Pull out every line below that contains the word "with".

▸ **Provided records**:
..........

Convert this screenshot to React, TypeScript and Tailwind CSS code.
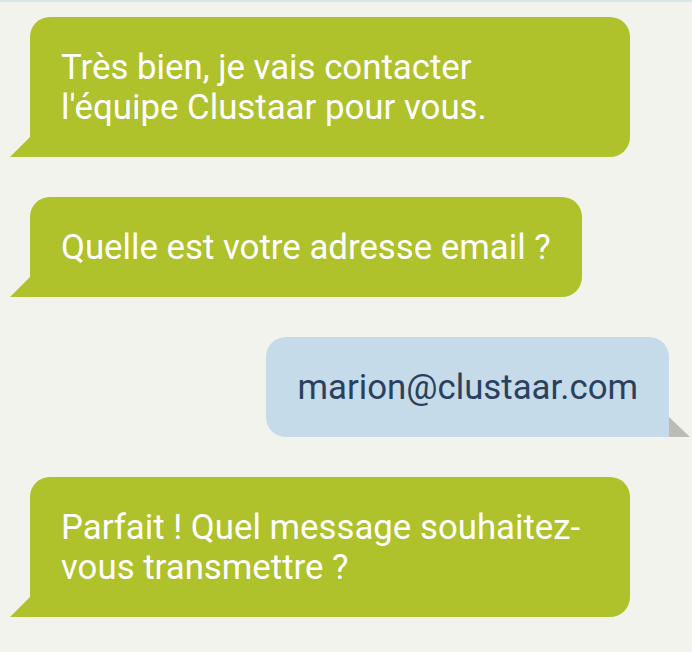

..........

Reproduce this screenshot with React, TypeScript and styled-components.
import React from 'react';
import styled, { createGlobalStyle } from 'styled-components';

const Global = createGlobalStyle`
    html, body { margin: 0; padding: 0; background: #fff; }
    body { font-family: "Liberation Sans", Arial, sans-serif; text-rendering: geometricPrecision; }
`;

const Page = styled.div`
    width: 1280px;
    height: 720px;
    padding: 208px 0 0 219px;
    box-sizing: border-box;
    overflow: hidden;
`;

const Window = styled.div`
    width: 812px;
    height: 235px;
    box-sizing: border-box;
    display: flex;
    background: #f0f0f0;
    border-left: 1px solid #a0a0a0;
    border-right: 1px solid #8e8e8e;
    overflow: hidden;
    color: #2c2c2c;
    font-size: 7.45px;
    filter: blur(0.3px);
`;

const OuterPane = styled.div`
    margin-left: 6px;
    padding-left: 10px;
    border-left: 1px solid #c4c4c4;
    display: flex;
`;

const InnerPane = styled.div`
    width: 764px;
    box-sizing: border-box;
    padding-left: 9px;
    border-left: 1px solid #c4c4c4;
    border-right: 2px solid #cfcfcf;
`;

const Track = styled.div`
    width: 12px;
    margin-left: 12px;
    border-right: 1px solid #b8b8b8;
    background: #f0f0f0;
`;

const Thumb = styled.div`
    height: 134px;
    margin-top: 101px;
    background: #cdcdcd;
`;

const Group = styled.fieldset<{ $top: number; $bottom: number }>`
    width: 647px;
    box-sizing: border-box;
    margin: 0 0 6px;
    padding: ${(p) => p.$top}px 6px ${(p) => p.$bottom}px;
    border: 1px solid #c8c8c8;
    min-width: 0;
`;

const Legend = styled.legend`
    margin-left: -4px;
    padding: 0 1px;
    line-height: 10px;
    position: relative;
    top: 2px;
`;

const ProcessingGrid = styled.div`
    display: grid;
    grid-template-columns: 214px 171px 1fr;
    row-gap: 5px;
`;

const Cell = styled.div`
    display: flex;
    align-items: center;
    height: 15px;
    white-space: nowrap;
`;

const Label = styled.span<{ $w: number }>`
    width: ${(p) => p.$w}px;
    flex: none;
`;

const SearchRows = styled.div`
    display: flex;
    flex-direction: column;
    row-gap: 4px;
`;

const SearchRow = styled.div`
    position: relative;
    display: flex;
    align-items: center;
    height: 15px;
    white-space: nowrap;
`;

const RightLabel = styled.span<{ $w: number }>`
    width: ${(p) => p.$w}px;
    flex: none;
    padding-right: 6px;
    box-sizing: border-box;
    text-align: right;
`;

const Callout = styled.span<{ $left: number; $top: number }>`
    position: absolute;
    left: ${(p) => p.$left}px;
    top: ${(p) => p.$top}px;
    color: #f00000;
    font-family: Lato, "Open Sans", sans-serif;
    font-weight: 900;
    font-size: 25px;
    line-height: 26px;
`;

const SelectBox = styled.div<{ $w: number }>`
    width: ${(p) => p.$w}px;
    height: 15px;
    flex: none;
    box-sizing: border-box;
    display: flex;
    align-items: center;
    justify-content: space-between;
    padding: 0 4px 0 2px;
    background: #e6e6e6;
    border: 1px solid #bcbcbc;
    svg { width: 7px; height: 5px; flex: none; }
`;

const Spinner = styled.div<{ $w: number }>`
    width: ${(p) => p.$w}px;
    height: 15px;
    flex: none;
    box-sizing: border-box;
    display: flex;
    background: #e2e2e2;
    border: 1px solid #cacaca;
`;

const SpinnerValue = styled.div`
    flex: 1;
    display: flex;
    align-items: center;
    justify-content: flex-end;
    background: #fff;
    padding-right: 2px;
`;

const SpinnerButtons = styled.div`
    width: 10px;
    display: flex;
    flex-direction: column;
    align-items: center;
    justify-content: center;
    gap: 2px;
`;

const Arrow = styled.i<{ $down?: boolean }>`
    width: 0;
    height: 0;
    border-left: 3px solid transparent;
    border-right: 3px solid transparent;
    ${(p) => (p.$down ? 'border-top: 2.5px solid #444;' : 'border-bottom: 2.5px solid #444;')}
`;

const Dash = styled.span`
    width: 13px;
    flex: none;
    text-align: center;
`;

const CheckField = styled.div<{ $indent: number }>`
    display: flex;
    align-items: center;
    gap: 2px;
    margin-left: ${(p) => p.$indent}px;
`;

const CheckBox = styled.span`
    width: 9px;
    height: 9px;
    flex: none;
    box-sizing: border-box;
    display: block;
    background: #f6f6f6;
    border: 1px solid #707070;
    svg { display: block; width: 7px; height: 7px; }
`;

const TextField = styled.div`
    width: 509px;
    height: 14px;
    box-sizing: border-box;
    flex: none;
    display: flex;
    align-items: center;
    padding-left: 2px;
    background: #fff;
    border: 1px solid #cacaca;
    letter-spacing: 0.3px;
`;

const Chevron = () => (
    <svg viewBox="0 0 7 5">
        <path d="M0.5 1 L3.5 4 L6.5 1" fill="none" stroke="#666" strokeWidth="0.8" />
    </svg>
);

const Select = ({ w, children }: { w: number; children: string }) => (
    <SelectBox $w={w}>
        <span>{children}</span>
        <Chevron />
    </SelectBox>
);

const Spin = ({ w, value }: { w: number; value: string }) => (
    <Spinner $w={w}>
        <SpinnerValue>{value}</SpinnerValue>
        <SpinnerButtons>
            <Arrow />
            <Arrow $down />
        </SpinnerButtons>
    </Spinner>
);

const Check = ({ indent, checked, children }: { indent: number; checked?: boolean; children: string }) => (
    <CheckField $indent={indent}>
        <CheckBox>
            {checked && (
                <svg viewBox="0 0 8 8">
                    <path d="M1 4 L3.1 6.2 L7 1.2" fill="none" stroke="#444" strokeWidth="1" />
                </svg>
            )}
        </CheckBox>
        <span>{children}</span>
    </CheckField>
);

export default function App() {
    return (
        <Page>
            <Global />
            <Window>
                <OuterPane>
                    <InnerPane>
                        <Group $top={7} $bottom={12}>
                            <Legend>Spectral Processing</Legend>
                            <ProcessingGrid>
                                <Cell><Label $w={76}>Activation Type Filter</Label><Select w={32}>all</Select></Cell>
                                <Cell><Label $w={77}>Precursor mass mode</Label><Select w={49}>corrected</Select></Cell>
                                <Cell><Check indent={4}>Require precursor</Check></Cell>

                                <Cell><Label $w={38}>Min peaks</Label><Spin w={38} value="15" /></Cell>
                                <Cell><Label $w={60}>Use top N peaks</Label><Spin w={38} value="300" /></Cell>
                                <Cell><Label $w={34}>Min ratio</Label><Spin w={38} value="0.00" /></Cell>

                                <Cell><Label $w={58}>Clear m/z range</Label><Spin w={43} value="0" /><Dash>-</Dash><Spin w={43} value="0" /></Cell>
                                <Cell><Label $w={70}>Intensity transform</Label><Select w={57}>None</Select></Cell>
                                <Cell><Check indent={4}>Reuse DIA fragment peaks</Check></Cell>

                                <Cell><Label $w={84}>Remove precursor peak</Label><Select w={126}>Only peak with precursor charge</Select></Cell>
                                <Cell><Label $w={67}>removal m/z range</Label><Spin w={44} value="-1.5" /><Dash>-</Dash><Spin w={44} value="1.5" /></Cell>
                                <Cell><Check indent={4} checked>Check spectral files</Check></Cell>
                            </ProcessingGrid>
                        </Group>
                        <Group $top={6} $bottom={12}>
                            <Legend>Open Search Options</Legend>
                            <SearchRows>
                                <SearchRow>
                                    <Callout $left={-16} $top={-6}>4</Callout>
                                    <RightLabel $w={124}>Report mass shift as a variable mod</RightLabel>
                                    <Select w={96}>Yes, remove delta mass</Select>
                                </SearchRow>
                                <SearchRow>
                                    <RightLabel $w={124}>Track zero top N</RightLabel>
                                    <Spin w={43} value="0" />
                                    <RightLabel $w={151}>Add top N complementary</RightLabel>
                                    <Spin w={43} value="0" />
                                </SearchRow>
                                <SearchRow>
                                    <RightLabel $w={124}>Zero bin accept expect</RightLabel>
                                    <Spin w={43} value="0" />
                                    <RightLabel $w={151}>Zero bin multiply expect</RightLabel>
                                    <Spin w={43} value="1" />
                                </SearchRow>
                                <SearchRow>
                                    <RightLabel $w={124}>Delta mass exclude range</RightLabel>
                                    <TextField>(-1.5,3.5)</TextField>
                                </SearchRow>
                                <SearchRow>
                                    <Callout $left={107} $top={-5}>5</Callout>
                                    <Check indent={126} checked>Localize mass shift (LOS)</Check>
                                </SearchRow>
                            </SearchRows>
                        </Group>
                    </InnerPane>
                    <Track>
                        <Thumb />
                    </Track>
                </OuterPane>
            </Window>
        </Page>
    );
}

..........

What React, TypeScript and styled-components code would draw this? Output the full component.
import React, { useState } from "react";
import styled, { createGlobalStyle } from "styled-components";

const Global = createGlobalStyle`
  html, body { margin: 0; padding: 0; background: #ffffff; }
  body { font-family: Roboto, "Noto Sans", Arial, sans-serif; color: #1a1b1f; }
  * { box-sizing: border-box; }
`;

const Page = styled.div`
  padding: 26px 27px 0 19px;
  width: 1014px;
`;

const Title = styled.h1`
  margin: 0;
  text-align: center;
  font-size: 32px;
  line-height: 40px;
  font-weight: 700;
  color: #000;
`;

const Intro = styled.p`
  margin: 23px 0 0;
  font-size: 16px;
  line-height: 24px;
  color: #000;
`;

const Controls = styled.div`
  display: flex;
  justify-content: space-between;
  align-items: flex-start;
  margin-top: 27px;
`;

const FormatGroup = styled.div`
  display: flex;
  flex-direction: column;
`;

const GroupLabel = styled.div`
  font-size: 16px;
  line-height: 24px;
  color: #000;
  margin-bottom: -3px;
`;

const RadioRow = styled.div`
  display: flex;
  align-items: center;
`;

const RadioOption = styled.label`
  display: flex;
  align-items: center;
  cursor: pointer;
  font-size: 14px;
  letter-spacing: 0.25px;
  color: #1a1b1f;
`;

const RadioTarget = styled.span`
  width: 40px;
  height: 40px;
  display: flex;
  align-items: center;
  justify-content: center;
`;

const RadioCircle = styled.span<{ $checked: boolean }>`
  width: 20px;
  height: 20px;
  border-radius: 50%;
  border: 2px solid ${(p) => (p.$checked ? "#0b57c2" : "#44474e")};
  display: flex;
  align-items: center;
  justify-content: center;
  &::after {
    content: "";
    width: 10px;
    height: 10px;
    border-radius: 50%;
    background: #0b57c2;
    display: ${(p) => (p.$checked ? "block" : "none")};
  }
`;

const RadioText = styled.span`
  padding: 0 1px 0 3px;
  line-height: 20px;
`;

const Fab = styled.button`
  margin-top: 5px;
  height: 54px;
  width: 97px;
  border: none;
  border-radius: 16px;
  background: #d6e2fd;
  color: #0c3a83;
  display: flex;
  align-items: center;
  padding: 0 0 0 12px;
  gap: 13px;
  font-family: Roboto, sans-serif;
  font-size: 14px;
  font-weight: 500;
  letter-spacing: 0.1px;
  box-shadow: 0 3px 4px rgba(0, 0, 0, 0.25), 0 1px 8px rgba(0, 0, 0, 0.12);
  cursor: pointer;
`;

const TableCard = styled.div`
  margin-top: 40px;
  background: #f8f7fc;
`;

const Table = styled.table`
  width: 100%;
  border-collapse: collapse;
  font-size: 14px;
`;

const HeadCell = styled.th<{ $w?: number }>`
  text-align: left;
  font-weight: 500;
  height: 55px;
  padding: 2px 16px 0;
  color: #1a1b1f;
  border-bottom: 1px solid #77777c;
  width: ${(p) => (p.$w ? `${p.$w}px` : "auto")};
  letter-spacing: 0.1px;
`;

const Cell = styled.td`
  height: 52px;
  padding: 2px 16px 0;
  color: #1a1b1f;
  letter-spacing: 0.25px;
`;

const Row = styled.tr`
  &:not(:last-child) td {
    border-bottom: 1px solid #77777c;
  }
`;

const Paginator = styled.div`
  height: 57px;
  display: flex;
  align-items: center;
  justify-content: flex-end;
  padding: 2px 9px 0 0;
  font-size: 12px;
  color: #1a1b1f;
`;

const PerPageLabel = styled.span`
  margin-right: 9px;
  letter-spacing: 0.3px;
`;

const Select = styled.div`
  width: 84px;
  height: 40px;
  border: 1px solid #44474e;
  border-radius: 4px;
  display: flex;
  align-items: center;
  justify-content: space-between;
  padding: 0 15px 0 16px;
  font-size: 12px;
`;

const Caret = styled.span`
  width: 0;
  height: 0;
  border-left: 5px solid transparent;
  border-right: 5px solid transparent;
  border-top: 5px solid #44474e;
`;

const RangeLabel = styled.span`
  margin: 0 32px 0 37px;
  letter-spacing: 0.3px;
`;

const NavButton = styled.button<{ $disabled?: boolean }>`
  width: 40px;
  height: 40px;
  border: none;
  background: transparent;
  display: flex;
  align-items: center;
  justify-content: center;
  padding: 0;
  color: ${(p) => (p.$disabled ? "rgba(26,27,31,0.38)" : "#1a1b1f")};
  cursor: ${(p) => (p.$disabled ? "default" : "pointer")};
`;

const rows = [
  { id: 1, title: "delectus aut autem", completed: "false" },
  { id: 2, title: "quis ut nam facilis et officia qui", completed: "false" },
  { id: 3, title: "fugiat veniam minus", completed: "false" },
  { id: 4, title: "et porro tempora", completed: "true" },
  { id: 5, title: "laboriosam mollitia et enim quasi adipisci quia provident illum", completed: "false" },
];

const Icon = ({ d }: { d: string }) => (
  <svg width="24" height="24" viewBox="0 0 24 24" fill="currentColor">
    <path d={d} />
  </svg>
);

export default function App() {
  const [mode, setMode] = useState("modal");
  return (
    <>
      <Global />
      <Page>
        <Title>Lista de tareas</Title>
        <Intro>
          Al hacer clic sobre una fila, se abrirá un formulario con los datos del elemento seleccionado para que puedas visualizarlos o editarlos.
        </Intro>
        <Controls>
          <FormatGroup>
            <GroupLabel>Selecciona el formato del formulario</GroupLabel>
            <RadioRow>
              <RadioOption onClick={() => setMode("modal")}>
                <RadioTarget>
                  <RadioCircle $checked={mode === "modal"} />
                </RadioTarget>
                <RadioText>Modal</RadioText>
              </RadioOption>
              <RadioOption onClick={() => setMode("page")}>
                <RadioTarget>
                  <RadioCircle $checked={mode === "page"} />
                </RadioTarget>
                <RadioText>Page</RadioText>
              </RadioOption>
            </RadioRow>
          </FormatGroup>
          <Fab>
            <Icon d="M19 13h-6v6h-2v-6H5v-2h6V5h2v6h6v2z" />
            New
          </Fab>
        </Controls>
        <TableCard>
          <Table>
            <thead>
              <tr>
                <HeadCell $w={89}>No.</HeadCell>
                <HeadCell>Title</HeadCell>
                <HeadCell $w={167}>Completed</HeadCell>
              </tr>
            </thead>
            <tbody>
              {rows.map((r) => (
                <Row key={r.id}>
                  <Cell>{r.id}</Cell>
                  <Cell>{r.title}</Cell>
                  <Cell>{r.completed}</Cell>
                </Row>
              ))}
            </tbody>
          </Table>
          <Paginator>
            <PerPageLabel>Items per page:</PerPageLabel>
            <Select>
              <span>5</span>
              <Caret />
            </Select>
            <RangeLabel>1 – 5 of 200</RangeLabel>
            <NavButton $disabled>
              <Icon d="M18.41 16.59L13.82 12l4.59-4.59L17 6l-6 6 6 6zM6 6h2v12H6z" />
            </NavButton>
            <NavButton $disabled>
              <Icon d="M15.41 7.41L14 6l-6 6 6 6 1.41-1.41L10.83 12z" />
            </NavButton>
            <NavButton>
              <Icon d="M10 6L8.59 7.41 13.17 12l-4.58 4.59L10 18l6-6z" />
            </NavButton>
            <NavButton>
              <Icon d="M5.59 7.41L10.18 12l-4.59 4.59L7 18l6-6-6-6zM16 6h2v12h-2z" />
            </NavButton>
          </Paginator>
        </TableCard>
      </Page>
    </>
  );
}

..........

▸ **Finished answer**:
Reproduce this screenshot with React, TypeScript and styled-components.
                                <Cell><Label $w={84}>Remove precursor peak</Label><Select w={126}>Only peak with precursor charge</Select></Cell>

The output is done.